- _Work required_:
Count, in the entries below, the lines in which "index" occurs. Give the number, nothing more.

-*-*-

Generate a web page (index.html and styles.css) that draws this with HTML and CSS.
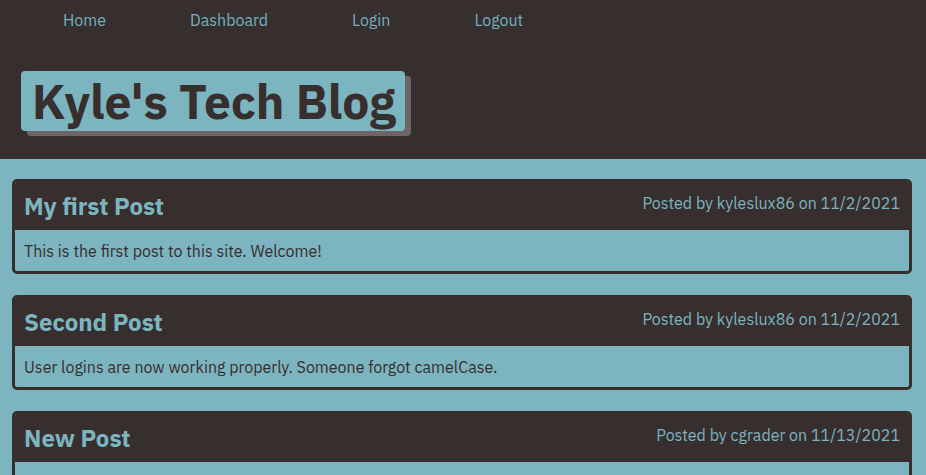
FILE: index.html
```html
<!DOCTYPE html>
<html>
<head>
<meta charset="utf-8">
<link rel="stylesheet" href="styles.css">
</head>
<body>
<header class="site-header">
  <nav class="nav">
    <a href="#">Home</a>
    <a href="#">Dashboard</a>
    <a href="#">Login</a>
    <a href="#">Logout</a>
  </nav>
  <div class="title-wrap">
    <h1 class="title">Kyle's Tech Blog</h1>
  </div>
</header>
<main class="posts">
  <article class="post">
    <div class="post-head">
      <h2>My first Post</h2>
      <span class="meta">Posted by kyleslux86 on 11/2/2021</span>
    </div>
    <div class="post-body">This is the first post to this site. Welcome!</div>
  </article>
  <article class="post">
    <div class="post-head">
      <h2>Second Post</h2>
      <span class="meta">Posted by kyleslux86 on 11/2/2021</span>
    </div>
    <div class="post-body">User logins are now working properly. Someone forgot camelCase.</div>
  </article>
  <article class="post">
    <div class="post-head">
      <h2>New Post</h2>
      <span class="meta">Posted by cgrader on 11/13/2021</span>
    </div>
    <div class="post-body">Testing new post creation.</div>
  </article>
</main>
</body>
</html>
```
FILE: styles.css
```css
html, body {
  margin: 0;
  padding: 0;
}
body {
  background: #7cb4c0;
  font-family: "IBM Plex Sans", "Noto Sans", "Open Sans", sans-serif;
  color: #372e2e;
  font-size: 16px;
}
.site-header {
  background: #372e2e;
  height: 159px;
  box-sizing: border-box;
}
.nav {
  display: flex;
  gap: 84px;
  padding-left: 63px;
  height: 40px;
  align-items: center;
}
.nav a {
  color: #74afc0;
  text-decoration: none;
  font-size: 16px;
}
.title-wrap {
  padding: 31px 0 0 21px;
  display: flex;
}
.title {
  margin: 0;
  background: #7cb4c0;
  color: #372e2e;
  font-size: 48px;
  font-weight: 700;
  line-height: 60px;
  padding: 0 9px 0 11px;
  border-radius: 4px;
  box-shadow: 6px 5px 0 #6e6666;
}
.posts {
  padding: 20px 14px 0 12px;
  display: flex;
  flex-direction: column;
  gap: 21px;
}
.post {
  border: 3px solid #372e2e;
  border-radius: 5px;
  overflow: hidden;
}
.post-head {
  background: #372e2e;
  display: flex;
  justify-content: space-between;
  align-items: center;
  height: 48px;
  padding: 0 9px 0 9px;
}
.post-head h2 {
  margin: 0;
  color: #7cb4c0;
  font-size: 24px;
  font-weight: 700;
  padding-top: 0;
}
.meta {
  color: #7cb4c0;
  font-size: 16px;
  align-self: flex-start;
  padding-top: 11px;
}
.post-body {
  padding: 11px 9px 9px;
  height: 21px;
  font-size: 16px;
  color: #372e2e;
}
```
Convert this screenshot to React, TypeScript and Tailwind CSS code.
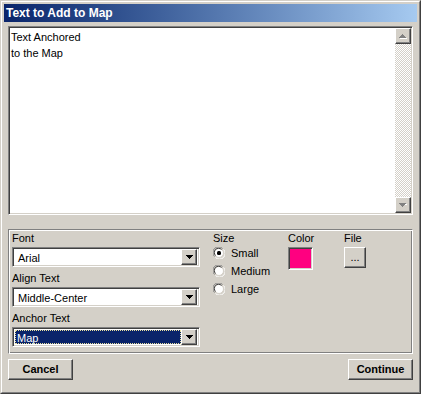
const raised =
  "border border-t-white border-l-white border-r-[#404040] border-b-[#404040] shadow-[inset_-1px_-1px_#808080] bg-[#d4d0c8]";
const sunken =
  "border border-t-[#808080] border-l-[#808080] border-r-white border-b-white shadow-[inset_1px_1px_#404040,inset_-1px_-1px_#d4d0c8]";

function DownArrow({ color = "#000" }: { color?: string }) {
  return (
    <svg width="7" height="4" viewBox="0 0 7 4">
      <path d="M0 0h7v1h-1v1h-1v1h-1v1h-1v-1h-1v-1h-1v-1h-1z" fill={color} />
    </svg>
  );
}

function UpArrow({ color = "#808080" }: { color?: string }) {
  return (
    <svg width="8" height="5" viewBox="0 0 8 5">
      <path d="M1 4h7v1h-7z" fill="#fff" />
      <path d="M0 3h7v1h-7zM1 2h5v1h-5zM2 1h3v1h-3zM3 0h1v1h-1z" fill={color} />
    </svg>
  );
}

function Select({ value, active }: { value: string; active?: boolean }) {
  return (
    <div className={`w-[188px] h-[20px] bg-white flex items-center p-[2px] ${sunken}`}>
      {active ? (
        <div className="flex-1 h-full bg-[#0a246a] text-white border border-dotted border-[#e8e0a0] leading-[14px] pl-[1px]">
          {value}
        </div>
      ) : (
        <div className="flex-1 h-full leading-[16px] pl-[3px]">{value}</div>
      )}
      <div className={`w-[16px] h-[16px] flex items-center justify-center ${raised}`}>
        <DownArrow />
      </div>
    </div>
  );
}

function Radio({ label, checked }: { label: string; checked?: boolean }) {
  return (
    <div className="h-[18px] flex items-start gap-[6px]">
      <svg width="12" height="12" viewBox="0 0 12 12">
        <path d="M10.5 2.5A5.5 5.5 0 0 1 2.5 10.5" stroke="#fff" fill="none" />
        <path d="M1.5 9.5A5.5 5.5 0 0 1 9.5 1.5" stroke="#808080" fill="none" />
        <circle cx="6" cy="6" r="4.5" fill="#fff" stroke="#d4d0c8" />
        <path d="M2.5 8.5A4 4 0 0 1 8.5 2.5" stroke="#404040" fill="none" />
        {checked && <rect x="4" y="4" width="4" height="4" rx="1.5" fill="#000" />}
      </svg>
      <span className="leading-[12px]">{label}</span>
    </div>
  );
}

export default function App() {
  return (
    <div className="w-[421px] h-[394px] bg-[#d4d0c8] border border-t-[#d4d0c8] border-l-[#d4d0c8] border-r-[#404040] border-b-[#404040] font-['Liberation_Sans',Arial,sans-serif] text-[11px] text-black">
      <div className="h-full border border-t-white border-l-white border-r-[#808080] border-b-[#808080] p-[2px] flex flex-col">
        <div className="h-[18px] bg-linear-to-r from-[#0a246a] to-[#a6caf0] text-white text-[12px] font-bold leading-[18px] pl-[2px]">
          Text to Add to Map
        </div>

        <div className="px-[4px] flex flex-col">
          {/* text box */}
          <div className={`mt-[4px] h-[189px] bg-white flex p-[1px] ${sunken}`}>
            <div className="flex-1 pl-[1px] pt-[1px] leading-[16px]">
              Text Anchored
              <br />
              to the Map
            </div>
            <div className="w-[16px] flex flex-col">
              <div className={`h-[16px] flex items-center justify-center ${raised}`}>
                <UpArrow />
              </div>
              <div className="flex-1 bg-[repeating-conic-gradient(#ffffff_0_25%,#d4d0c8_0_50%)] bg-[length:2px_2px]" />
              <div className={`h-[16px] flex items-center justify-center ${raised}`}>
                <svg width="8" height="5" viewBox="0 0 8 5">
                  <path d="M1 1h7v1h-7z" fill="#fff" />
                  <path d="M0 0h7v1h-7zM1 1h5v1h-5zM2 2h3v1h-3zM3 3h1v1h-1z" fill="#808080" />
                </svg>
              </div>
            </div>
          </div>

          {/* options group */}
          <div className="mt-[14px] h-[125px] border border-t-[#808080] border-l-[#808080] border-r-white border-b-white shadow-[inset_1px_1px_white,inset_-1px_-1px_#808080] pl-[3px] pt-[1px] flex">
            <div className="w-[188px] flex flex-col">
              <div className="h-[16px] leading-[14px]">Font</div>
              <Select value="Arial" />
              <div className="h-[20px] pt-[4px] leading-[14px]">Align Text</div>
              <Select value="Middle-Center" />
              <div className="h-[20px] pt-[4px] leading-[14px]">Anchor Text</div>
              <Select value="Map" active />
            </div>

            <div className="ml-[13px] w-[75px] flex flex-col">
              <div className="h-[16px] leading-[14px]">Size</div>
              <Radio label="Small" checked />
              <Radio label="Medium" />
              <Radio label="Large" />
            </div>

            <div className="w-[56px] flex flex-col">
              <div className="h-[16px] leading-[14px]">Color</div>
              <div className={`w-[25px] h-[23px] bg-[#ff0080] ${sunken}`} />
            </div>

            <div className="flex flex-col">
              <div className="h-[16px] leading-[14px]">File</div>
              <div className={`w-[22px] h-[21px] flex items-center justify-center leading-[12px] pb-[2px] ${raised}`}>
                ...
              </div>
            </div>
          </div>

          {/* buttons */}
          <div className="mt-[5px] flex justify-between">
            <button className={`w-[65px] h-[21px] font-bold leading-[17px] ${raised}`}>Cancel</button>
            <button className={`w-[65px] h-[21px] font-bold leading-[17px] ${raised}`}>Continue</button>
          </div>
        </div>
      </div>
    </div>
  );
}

-*-*-

- _Finished task_:
2